Task directions:
Return the listing below unchanged, minus its pictures.
-- start Supplied information --
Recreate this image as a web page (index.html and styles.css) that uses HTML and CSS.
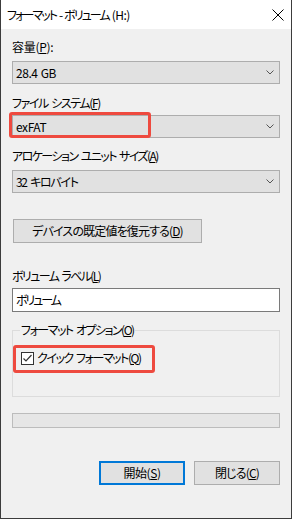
FILE: index.html
```html
<!DOCTYPE html>
<html lang="ja">
<head>
<meta charset="utf-8">
<title>フォーマット - ボリューム (H:)</title>
<link rel="stylesheet" href="styles.css">
</head>
<body>
<div class="window">
  <div class="titlebar">
    <span class="title">フォーマット - ボリューム <span class="drive">(H:)</span></span>
    <svg class="close" width="12" height="12" viewBox="0 0 12 12"><path d="M0.5 0.5L11.5 11.5M11.5 0.5L0.5 11.5" stroke="#000" stroke-width="1"/></svg>
  </div>
  <div class="content">
    <div class="label ls-cap">容量(<u>P</u>):</div>
    <div class="combo c1"><span class="ls-num">28.4 GB</span><svg class="chev" width="8" height="5" viewBox="0 0 8 5"><path d="M0.5 0.5L4 4L7.5 0.5" fill="none" stroke="#555" stroke-width="1"/></svg></div>

    <div class="label l2 ls-fs">ファイル システム(<u>F</u>)</div>
    <div class="combo c2"><span class="ls-num">exFAT</span><svg class="chev" width="8" height="5" viewBox="0 0 8 5"><path d="M0.5 0.5L4 4L7.5 0.5" fill="none" stroke="#555" stroke-width="1"/></svg><div class="mark mark1"></div></div>

    <div class="label l3 ls-alloc">アロケーション ユニット サイズ(<u>A</u>)</div>
    <div class="combo c3"><span class="ls-kb">32 キロバイト</span><svg class="chev" width="8" height="5" viewBox="0 0 8 5"><path d="M0.5 0.5L4 4L7.5 0.5" fill="none" stroke="#555" stroke-width="1"/></svg></div>

    <div class="btn restore"><span class="ls-restore">デバイスの既定値を復元する(<u>D</u>)</span></div>

    <div class="label l4 ls-vol">ボリューム ラベル(<u>L</u>)</div>
    <div class="textbox ls-volname">ボリューム</div>

    <fieldset class="group">
      <legend class="ls-opt">フォーマット オプション(<u>O</u>)</legend>
      <div class="checkrow">
        <span class="checkbox"><svg width="11" height="11" viewBox="0 0 11 11"><path d="M1.5 5.5L4 8L9.5 2" fill="none" stroke="#333" stroke-width="1.2"/></svg></span>
        <span class="ls-quick">クイック フォーマット(<u>Q</u>)</span>
        <div class="mark mark2"></div>
      </div>
    </fieldset>

    <div class="progress"></div>

    <div class="footer">
      <div class="btn primary"><span class="ls-start">開始(<u>S</u>)</span></div>
      <div class="btn"><span class="ls-close">閉じる(<u>C</u>)</span></div>
    </div>
  </div>
</div>
</body>
</html>
```

FILE: styles.css
```css
html, body {
  margin: 0;
  padding: 0;
  background: #f0f0f0;
}
body {
  font-family: "Noto Sans CJK JP", "Noto Sans", sans-serif;
  font-size: 12px;
  color: #000;
  font-feature-settings: "palt";
}
u { text-decoration: underline; text-underline-offset: 1px; }

/* tighter tracking to approximate the narrow Windows UI font */
.title { letter-spacing: -1.9px; word-spacing: 2px; }
.title .drive { letter-spacing: -0.5px; }
.ls-cap { letter-spacing: -0.3px; }
.ls-num { letter-spacing: -0.45px; word-spacing: 1px; }
.ls-fs { letter-spacing: -1.4px; word-spacing: 2px; }
.ls-alloc { letter-spacing: -1.55px; word-spacing: 2px; }
.ls-kb { letter-spacing: -1.3px; word-spacing: 2px; }
.ls-restore { letter-spacing: -0.85px; }
.ls-vol { letter-spacing: -1.6px; word-spacing: 2px; }
.ls-volname { letter-spacing: -2.1px; }
.ls-opt { letter-spacing: -1.5px; word-spacing: 2px; }
.ls-quick { letter-spacing: -1.45px; word-spacing: 2px; }
.ls-start { letter-spacing: -0.45px; }
.ls-close { letter-spacing: -0.8px; }

.window {
  width: 292px;
  height: 519px;
  box-sizing: border-box;
  border: 1px solid #3c3c3c;
  border-top: none;
  background: #f0f0f0;
}
.titlebar {
  height: 29px;
  background: #fff;
  display: flex;
  align-items: center;
  justify-content: space-between;
  padding: 0 7px 0 6px;
}
.title { line-height: 16px; white-space: nowrap; }
.close { display: block; }
.content {
  padding: 10px 11px 0;
  display: flex;
  flex-direction: column;
}
.label {
  height: 16px;
  line-height: 16px;
  white-space: nowrap;
}
.l2 { margin-top: 11px; }
.l3 { margin-top: 10px; }
.l4 { margin-top: 25px; }
.combo {
  position: relative;
  height: 23px;
  box-sizing: border-box;
  border: 1px solid #adadad;
  background: #e1e1e1;
  display: flex;
  align-items: center;
  justify-content: space-between;
  padding: 0 5px 0 3px;
  line-height: 16px;
  white-space: nowrap;
}
.chev { display: block; }
.c1 { margin-top: 6px; }
.c2 { margin-top: 4px; }
.c3 { margin-top: 6px; }
.mark {
  position: absolute;
  box-sizing: border-box;
  border: 3px solid #ee4a3f;
  border-radius: 3px;
}
.mark1 { left: -4px; top: -4px; width: 142px; height: 26px; }
.btn {
  height: 24px;
  box-sizing: border-box;
  border: 1px solid #adadad;
  background: #e1e1e1;
  display: flex;
  align-items: center;
  justify-content: center;
  line-height: 16px;
  white-space: nowrap;
}
.restore {
  margin-top: 26px;
  margin-left: 1px;
  width: 189px;
}
.textbox {
  margin-top: 4px;
  height: 24px;
  box-sizing: border-box;
  border: 1px solid #7a7a7a;
  background: #fff;
  padding: 0 3px;
  line-height: 22px;
}
.group {
  margin: 10px 0 0;
  padding: 12px 7px 30px;
  border: 1px solid #dcdcdc;
  min-width: 0;
}
.group legend {
  padding: 0 1px;
  line-height: 16px;
  height: 16px;
}
.checkrow {
  position: relative;
  display: flex;
  align-items: center;
  gap: 3px;
  height: 16px;
  line-height: 16px;
  margin-left: 1px;
  white-space: nowrap;
}
.checkbox {
  width: 13px;
  height: 13px;
  box-sizing: border-box;
  border: 1px solid #333;
  background: #fff;
  display: flex;
  align-items: center;
  justify-content: center;
}
.checkbox svg { display: block; }
.mark2 { left: -8px; top: -5px; width: 142px; height: 28px; }
.progress {
  margin-top: 16px;
  height: 15px;
  box-sizing: border-box;
  border: 1px solid #bcbcbc;
  background: #e6e6e6;
}
.footer {
  margin-top: 33px;
  display: flex;
  justify-content: flex-end;
  gap: 9px;
}
.footer .btn { width: 86px; }
.footer .primary { border: 2px solid #0078d7; }
```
-- end Supplied information --
Exercise output:
Recreate this image as a web page (index.html and styles.css) that uses HTML and CSS.
FILE: index.html
```html
<!DOCTYPE html>
<html lang="ja">
<head>
<meta charset="utf-8">
<title>フォーマット - ボリューム (H:)</title>
<link rel="stylesheet" href="styles.css">
</head>
<body>
<div class="window">
  <div class="titlebar">
    <span class="title">フォーマット - ボリューム <span class="drive">(H:)</span></span>
    <svg class="close" width="12" height="12" viewBox="0 0 12 12"><path d="M0.5 0.5L11.5 11.5M11.5 0.5L0.5 11.5" stroke="#000" stroke-width="1"/></svg>
  </div>
  <div class="content">
    <div class="label ls-cap">容量(<u>P</u>):</div>
    <div class="combo c1"><span class="ls-num">28.4 GB</span><svg class="chev" width="8" height="5" viewBox="0 0 8 5"><path d="M0.5 0.5L4 4L7.5 0.5" fill="none" stroke="#555" stroke-width="1"/></svg></div>

    <div class="label l2 ls-fs">ファイル システム(<u>F</u>)</div>
    <div class="combo c2"><span class="ls-num">exFAT</span><svg class="chev" width="8" height="5" viewBox="0 0 8 5"><path d="M0.5 0.5L4 4L7.5 0.5" fill="none" stroke="#555" stroke-width="1"/></svg><div class="mark mark1"></div></div>

    <div class="label l3 ls-alloc">アロケーション ユニット サイズ(<u>A</u>)</div>
    <div class="combo c3"><span class="ls-kb">32 キロバイト</span><svg class="chev" width="8" height="5" viewBox="0 0 8 5"><path d="M0.5 0.5L4 4L7.5 0.5" fill="none" stroke="#555" stroke-width="1"/></svg></div>

    <div class="btn restore"><span class="ls-restore">デバイスの既定値を復元する(<u>D</u>)</span></div>

    <div class="label l4 ls-vol">ボリューム ラベル(<u>L</u>)</div>
    <div class="textbox ls-volname">ボリューム</div>

    <fieldset class="group">
      <legend class="ls-opt">フォーマット オプション(<u>O</u>)</legend>
      <div class="checkrow">
        <span class="checkbox"><svg width="11" height="11" viewBox="0 0 11 11"><path d="M1.5 5.5L4 8L9.5 2" fill="none" stroke="#333" stroke-width="1.2"/></svg></span>
        <span class="ls-quick">クイック フォーマット(<u>Q</u>)</span>
        <div class="mark mark2"></div>
      </div>
    </fieldset>

    <div class="progress"></div>

    <div class="footer">
      <div class="btn primary"><span class="ls-start">開始(<u>S</u>)</span></div>
      <div class="btn"><span class="ls-close">閉じる(<u>C</u>)</span></div>
    </div>
  </div>
</div>
</body>
</html>
```

FILE: styles.css
```css
html, body {
  margin: 0;
  padding: 0;
  background: #f0f0f0;
}
body {
  font-family: "Noto Sans CJK JP", "Noto Sans", sans-serif;
  font-size: 12px;
  color: #000;
  font-feature-settings: "palt";
}
u { text-decoration: underline; text-underline-offset: 1px; }

/* tighter tracking to approximate the narrow Windows UI font */
.title { letter-spacing: -1.9px; word-spacing: 2px; }
.title .drive { letter-spacing: -0.5px; }
.ls-cap { letter-spacing: -0.3px; }
.ls-num { letter-spacing: -0.45px; word-spacing: 1px; }
.ls-fs { letter-spacing: -1.4px; word-spacing: 2px; }
.ls-alloc { letter-spacing: -1.55px; word-spacing: 2px; }
.ls-kb { letter-spacing: -1.3px; word-spacing: 2px; }
.ls-restore { letter-spacing: -0.85px; }
.ls-vol { letter-spacing: -1.6px; word-spacing: 2px; }
.ls-volname { letter-spacing: -2.1px; }
.ls-opt { letter-spacing: -1.5px; word-spacing: 2px; }
.ls-quick { letter-spacing: -1.45px; word-spacing: 2px; }
.ls-start { letter-spacing: -0.45px; }
.ls-close { letter-spacing: -0.8px; }

.window {
  width: 292px;
  height: 519px;
  box-sizing: border-box;
  border: 1px solid #3c3c3c;
  border-top: none;
  background: #f0f0f0;
}
.titlebar {
  height: 29px;
  background: #fff;
  display: flex;
  align-items: center;
  justify-content: space-between;
  padding: 0 7px 0 6px;
}
.title { line-height: 16px; white-space: nowrap; }
.close { display: block; }
.content {
  padding: 10px 11px 0;
  display: flex;
  flex-direction: column;
}
.label {
  height: 16px;
  line-height: 16px;
  white-space: nowrap;
}
.l2 { margin-top: 11px; }
.l3 { margin-top: 10px; }
.l4 { margin-top: 25px; }
.combo {
  position: relative;
  height: 23px;
  box-sizing: border-box;
  border: 1px solid #adadad;
  background: #e1e1e1;
  display: flex;
  align-items: center;
  justify-content: space-between;
  padding: 0 5px 0 3px;
  line-height: 16px;
  white-space: nowrap;
}
.chev { display: block; }
.c1 { margin-top: 6px; }
.c2 { margin-top: 4px; }
.c3 { margin-top: 6px; }
.mark {
  position: absolute;
  box-sizing: border-box;
  border: 3px solid #ee4a3f;
  border-radius: 3px;
}
.mark1 { left: -4px; top: -4px; width: 142px; height: 26px; }
.btn {
  height: 24px;
  box-sizing: border-box;
  border: 1px solid #adadad;
  background: #e1e1e1;
  display: flex;
  align-items: center;
  justify-content: center;
  line-height: 16px;
  white-space: nowrap;
}
.restore {
  margin-top: 26px;
  margin-left: 1px;
  width: 189px;
}
.textbox {
  margin-top: 4px;
  height: 24px;
  box-sizing: border-box;
  border: 1px solid #7a7a7a;
  background: #fff;
  padding: 0 3px;
  line-height: 22px;
}
.group {
  margin: 10px 0 0;
  padding: 12px 7px 30px;
  border: 1px solid #dcdcdc;
  min-width: 0;
}
.group legend {
  padding: 0 1px;
  line-height: 16px;
  height: 16px;
}
.checkrow {
  position: relative;
  display: flex;
  align-items: center;
  gap: 3px;
  height: 16px;
  line-height: 16px;
  margin-left: 1px;
  white-space: nowrap;
}
.checkbox {
  width: 13px;
  height: 13px;
  box-sizing: border-box;
  border: 1px solid #333;
  background: #fff;
  display: flex;
  align-items: center;
  justify-content: center;
}
.checkbox svg { display: block; }
.mark2 { left: -8px; top: -5px; width: 142px; height: 28px; }
.progress {
  margin-top: 16px;
  height: 15px;
  box-sizing: border-box;
  border: 1px solid #bcbcbc;
  background: #e6e6e6;
}
.footer {
  margin-top: 33px;
  display: flex;
  justify-content: flex-end;
  gap: 9px;
}
.footer .btn { width: 86px; }
.footer .primary { border: 2px solid #0078d7; }
```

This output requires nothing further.